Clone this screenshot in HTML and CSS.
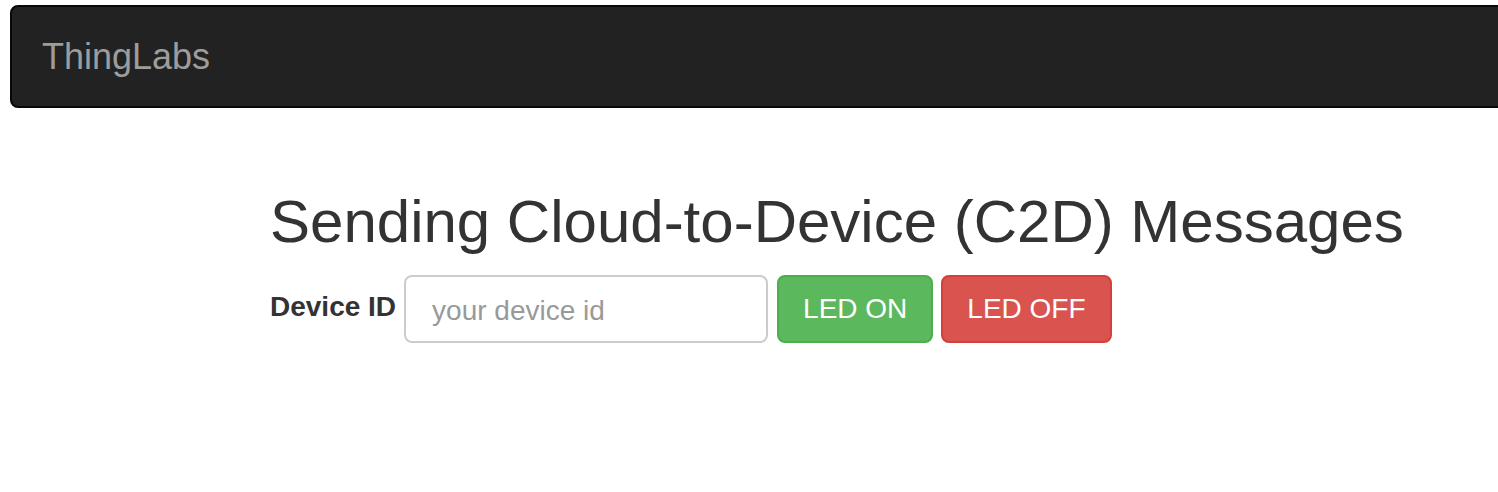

===============

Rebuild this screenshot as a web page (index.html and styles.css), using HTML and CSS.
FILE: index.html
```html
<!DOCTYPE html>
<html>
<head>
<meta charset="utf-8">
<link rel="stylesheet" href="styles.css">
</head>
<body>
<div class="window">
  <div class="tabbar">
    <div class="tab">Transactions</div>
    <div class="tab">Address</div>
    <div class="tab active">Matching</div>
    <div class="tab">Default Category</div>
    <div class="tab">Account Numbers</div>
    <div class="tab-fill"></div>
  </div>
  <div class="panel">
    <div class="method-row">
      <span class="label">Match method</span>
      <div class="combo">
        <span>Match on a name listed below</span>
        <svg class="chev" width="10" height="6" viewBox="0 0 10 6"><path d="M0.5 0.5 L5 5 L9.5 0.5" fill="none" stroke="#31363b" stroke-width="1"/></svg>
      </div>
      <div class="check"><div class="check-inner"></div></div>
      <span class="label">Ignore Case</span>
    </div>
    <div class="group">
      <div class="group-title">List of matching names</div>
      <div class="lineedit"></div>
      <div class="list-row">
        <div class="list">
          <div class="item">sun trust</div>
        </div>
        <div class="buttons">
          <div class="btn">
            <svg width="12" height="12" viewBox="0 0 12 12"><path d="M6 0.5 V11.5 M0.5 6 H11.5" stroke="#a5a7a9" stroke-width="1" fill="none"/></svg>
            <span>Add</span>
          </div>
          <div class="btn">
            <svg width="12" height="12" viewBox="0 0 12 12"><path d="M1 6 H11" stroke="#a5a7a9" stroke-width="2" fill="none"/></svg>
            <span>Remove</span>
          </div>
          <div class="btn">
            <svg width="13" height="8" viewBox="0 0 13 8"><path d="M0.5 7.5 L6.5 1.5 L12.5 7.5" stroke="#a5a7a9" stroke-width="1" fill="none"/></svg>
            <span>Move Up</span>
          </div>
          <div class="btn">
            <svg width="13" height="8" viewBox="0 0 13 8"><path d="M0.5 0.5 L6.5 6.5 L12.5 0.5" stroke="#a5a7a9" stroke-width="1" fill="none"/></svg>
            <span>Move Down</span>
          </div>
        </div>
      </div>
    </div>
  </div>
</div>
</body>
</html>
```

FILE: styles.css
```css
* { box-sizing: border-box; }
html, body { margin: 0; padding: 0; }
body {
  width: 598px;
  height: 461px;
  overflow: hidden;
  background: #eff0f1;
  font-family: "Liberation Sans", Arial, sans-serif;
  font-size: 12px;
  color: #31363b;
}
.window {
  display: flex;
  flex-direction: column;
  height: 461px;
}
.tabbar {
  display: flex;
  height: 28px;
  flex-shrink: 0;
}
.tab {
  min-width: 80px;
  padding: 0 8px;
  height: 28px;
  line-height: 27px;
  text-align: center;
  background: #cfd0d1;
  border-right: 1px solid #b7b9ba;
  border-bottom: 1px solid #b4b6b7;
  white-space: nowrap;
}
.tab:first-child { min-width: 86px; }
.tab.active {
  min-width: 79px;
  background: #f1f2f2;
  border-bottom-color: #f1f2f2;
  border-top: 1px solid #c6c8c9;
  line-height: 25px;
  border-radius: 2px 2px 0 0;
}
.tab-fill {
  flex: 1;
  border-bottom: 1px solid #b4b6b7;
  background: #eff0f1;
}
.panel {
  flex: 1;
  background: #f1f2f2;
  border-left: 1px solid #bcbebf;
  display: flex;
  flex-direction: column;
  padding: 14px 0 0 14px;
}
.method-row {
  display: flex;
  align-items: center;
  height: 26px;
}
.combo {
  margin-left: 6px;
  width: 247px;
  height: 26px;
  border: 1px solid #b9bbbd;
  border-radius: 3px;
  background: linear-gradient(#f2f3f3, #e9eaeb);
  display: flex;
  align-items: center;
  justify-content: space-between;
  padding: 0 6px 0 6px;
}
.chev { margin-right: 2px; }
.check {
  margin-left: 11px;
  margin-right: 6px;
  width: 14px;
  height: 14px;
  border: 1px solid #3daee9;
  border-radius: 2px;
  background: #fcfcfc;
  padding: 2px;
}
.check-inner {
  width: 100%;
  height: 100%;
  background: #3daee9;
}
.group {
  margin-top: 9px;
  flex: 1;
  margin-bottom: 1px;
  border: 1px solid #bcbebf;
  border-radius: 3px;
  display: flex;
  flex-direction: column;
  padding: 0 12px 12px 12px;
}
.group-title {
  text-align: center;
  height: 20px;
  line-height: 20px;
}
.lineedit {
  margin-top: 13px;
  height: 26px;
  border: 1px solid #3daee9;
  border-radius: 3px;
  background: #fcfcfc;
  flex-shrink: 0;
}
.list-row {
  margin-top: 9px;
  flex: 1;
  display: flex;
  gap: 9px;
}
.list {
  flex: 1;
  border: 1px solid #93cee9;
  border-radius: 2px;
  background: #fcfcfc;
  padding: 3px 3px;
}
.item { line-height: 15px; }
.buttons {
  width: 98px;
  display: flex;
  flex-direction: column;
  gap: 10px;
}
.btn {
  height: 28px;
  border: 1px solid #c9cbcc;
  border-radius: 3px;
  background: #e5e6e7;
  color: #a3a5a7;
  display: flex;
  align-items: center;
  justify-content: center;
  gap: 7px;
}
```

===============

Task objective:
Only lines that contain the word "screenshot" are wanted; copy each of them.

Task response:
Clone this screenshot in HTML and CSS.
Rebuild this screenshot as a web page (index.html and styles.css), using HTML and CSS.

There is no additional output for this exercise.